SEOUL - Sweden and Switzerland have expressed their willingness to, upon request, send a team to inspect North Korea's possible dismantlement of nuclear and missile programmes, a US broadcaster reported on Saturday (Sept 22), according to Yonhap news agency.
After holding a summit with South Korean President Moon Jae-in, North Korean leader Kim Jong Un on Wednesday agreed to permanently dismantle the country's only missile engine test facility and launch pads in Dongchang-ri in the presence of international experts.
Kim also offered to dismantle the key nuclear facility in Yongbyon should the United States take corresponding measures.

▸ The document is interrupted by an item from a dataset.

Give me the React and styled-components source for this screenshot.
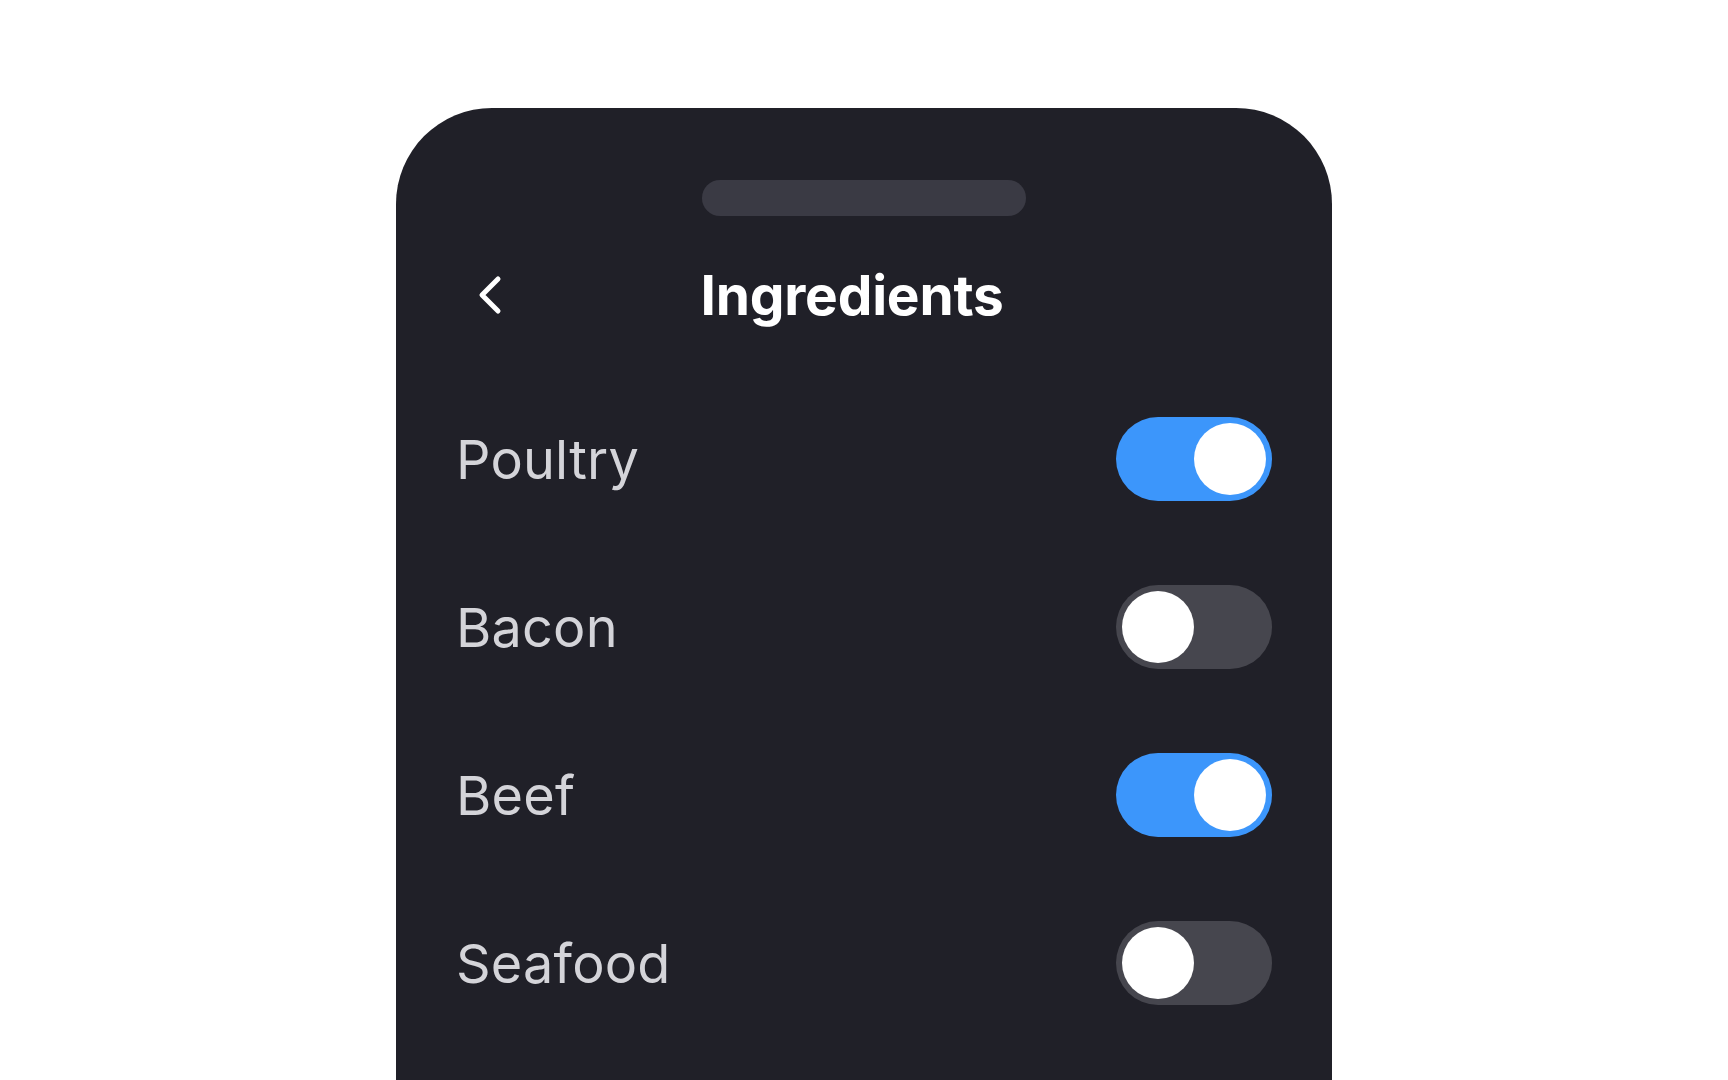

Welcoming the outcome of the inter-Korean summit, US President Donald Trump wrote on Twitter that Kim "has agreed to allow Nuclear inspections, subject to final negotiations", though it is not clear what Trump meant by nuclear inspections.
According to the report by Radio Free Asia (RFA), Vilhelm Rundquist, spokesman for Sweden's Foreign Ministry, said his country "welcomes the summit and the Inter-Korean dialogue. Regarding international inspections, Sweden stands ready to contribute with inspectors, if requested," Yonhap reported.
Sweden has had diplomatic relations with North Korea since 1973, and became the first Western country to establish an embassy in Pyongyang in 1975. The Swedish embassy represents the consular interests of Australia, Canada and the Nordic Countries.
The message from Sweden was echoed by Carole Wälti, spokesman for the Swiss Foreign Ministry, who said: "If so requested, Switzerland is always ready to consider requests for assistance that could further efforts to build peace and stability in the region," the RFA reported.